In recognition of Kazmar’s incredible journey, here are 12 notable things that have happened in baseball since his last appearance in an MLB game (one for each full year of his absence):

  1. Of the 34 players who appeared in Kazmar’s last MLB game, all but two are now no longer active in an MLB organization. The only exceptions are Kazmar and left-hander Wade LeBlanc, who was making his fourth Major League start for the Padres on Sept. 23, 2008, and is now working out of the bullpen for the Orioles. Of the rest, some are recent departures, such as then-Dodgers outfielder Matt Kemp, who played in the Majors last season. Others have been gone for far longer, including All-Stars Nomar Garciaparra and Brian Giles, who both last played in 2009.
  1. As mentioned, a player could fit an entire, successful MLB career into the window since Kazmar’s last game. To that point, here is a partial list of players who debuted after that date and since have seemingly wrapped up their playing careers: Brian Dozier, Doug Fister, David Freese, Austin Jackson, Mat Latos, Chris Tillman, Mark Trumbo, Neil Walker and Matt Wieters. A total of 43 players debuted after 2008, received at least one All-Star selection and are not currently with an MLB organization as of Saturday.
  1. Clayton Kershaw, who has long since punched a guaranteed ticket to Cooperstown, was the youngest player in the Majors in 2008, when he debuted in late May at age 20. He started for the Dodgers against the Padres on Sept. 24, 2008, the first day after Kazmar’s last appearance.

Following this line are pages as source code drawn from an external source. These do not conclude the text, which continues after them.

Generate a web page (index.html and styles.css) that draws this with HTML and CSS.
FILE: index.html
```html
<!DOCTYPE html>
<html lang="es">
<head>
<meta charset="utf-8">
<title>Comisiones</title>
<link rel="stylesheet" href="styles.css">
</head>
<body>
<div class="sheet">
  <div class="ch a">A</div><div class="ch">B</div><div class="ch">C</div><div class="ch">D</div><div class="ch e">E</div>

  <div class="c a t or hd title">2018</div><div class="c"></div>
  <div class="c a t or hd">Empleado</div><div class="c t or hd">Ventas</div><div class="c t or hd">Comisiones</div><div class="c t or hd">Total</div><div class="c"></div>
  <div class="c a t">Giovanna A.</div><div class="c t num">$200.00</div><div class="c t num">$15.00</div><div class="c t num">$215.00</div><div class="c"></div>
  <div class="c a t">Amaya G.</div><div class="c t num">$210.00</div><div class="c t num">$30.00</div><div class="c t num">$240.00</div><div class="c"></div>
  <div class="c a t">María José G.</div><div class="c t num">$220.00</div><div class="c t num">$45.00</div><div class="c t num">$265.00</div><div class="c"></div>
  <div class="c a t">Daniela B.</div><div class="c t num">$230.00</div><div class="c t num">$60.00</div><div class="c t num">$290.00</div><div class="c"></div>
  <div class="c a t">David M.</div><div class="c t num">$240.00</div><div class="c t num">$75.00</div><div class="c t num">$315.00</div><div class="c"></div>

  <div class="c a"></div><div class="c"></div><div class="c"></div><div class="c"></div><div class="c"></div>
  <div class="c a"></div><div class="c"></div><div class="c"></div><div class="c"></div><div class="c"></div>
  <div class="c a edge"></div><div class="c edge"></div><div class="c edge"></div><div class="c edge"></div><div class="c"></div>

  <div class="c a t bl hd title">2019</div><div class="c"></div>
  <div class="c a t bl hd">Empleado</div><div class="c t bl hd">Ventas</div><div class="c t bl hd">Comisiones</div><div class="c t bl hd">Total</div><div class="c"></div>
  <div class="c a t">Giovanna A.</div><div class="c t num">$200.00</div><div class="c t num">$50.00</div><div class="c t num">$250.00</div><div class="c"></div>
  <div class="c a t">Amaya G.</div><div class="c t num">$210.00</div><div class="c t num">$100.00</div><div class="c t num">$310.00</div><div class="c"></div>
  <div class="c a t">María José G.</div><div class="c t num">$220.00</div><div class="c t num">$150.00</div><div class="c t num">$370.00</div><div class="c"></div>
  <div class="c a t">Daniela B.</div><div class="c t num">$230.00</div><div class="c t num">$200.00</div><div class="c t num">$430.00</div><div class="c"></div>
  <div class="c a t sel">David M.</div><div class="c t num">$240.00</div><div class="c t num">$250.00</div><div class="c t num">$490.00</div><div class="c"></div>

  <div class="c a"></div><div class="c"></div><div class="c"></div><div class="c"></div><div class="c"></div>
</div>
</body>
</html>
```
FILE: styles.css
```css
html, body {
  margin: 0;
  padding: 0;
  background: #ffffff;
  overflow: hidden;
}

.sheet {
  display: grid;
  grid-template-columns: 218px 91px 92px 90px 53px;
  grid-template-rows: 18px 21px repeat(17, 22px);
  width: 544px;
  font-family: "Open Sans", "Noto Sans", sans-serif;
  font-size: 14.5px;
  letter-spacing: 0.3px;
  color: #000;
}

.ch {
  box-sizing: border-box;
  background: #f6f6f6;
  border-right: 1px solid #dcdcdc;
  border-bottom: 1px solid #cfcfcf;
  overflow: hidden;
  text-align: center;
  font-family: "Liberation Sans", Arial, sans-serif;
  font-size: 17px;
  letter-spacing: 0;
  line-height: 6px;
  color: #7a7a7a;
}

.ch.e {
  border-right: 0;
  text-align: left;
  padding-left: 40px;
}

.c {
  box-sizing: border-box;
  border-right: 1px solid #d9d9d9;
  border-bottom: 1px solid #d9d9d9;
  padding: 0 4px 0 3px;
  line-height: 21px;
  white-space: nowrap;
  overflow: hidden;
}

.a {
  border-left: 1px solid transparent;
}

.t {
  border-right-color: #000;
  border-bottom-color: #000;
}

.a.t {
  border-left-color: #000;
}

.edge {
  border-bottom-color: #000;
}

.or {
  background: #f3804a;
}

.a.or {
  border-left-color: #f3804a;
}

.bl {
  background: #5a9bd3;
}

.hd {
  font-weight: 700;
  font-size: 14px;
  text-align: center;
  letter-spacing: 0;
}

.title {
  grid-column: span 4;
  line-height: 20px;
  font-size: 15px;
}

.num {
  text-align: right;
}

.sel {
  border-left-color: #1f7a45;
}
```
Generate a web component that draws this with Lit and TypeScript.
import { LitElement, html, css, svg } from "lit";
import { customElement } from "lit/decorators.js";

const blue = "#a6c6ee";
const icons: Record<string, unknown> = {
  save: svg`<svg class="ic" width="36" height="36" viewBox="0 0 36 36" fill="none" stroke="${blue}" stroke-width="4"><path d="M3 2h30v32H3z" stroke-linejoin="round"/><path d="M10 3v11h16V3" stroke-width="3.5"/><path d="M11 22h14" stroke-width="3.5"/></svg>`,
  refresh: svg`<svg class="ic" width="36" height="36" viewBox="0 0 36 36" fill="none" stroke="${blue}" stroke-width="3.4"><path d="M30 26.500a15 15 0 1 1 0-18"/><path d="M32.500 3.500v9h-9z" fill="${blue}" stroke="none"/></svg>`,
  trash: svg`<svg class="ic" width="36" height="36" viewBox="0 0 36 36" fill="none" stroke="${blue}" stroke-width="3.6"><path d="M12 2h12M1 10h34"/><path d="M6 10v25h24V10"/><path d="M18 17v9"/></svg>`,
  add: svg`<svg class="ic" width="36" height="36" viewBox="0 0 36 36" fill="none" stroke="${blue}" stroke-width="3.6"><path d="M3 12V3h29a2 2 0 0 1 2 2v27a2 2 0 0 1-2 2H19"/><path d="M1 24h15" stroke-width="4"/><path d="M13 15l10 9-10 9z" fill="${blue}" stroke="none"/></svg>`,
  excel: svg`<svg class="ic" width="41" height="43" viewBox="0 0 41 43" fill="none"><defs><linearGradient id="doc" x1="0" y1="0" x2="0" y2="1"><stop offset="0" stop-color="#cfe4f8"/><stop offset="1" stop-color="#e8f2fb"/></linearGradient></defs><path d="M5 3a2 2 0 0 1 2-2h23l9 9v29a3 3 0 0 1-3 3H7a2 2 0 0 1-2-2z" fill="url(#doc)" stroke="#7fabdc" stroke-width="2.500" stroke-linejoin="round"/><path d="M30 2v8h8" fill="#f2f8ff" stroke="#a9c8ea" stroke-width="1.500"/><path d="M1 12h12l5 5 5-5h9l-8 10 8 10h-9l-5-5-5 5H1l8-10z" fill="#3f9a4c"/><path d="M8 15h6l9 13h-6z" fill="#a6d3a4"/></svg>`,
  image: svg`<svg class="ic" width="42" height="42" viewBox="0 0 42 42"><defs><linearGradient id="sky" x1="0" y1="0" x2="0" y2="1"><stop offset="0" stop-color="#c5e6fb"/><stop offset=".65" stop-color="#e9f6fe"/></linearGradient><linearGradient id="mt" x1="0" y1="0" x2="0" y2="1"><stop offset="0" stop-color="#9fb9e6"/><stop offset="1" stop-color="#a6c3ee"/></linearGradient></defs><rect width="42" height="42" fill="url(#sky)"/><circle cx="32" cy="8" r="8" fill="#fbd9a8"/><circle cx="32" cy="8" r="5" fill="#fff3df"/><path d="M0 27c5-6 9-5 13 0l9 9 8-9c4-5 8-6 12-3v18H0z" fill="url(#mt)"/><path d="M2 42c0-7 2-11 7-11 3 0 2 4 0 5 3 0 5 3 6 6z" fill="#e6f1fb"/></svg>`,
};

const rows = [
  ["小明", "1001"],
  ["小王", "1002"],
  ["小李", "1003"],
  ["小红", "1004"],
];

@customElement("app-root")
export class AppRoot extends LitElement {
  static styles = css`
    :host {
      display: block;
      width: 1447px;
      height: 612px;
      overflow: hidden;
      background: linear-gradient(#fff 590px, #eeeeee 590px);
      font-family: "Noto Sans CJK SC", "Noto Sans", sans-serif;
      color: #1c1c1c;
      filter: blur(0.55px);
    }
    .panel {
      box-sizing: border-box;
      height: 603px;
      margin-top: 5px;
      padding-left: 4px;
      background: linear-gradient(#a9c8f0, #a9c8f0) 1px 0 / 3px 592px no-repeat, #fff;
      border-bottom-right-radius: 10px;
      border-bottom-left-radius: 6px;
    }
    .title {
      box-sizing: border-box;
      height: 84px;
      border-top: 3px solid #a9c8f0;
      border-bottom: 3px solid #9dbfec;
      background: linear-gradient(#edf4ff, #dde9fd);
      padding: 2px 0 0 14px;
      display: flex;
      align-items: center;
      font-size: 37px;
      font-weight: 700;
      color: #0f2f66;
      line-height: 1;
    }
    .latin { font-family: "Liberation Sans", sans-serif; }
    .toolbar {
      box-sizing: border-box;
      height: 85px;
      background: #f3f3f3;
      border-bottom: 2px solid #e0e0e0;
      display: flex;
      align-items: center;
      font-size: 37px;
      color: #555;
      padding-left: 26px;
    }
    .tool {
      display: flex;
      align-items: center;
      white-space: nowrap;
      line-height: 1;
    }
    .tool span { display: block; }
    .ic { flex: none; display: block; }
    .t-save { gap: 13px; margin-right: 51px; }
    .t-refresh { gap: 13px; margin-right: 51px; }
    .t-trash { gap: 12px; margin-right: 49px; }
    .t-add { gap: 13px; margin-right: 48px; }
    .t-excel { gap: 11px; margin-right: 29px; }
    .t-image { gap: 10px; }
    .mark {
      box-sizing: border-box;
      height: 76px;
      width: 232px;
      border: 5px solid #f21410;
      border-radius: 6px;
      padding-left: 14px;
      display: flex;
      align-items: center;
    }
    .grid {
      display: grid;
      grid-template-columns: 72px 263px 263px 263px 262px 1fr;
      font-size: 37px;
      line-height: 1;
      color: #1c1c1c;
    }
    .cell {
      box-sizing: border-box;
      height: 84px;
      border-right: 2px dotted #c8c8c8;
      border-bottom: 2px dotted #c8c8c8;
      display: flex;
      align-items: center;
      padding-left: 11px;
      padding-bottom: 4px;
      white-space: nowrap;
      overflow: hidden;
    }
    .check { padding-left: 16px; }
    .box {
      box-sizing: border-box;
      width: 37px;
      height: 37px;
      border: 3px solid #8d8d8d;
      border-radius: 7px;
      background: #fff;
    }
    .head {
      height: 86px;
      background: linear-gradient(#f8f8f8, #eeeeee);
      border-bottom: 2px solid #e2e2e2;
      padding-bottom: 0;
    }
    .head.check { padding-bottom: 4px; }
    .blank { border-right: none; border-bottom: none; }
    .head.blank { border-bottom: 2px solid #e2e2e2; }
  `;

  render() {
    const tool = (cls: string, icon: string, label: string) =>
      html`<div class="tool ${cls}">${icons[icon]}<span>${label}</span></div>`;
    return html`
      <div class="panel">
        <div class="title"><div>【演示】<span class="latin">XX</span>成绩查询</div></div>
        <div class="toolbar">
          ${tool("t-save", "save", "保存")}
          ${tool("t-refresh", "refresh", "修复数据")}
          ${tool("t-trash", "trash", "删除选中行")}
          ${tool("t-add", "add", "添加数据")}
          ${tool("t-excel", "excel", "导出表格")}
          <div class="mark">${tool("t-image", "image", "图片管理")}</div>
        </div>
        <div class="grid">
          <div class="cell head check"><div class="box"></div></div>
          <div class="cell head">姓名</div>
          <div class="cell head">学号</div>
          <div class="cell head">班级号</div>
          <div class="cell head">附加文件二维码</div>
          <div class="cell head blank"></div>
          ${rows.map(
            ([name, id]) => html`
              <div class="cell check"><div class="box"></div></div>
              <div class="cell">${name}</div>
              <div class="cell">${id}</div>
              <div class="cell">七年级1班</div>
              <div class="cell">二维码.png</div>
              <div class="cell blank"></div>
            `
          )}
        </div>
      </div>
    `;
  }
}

  1. Mike Trout, who was early in his senior year at Millville (N.J.) Senior High School in September 2008, was subsequently drafted 25th overall by the Angels in 2009. He made it to the Majors in 2011 and since has racked up more than 75 career wins above replacement (WAR), putting him among the top 80 players in MLB history.
  1. Freddie Freeman ranks ninth in games played in the Braves’ long franchise history -- Saturday was his 1,421st -- and has spent nearly his entire professional career in the window since Kazmar’s last appearance. Freeman was drafted by Atlanta in June 2007 and in September ‘08 had just finished his first full pro season with the Class-A Rome Braves.
  1. In the time since Kazmar's last MLB game, the Braves had more than 300 different players make at least one appearance, from some one-and-doners (for example, Brian Barton on June 3, 2009) all the way up to Freeman.
  1. The Dodgers won an MLB-high 1,071 regular-season games. The first was a 12-4 victory over Kazmar’s Padres on the day after Kazmar’s last appearance (Sept. 24, 2008). The 1,071st was the Dodgers’ wild extra-innings win over -- you guessed it -- the Padres, on Friday night.
  1. Ten different teams won at least one World Series title, beginning with the 2008 Phillies, against whom Kazmar had gone 0-for-3 with a walk on Aug. 16, in his second MLB start.
  1. Nelson Cruz launched 401 of his (to this point) 421 career home runs. No player has more homers in that span than Cruz, who in 2008 was called up by the Rangers in late August and at age 27 emerged as a late-blooming slugger. Still a major threat for the Twins this year at age 40, Cruz currently ranks 10th all-time in homers hit after his age-27 season. Other category leaders during Kazmar’s drought include recent Brave Nick Markakis for games (1,692), Robinson Canó for hits (1,963), Albert Pujols for RBIs (1,135), Justin Verlander for pitcher wins (181), and Max Scherzer for strikeouts (2,746).
  1. A total of 36 players were elected to the Hall of Fame by either the Baseball Writers Association of America or a Veterans Committee (now known as Eras Committees). That includes 14 players who logged their final game after Kazmar’s most recent appearance. Derek Jeter, who was voted into the Hall of Fame in 2020, played 763 regular season games after Sept. 23, 2008.
  1. It just so happens that 2008 was the first season of the pitch-tracking era, which took baseball analysis to another level. From Sept. 24, 2008, through Friday, we can see that there were 8,331,076 pitches thrown in Major League games, including the postseason.
  1. At the time of Kazmar’s last MLB appearance, the AL West had only four teams, while the NL Central had six. Since then, in 2013, the Astros moved from the latter to the former to create two 15-team leagues. Meanwhile, six teams have opened new ballparks.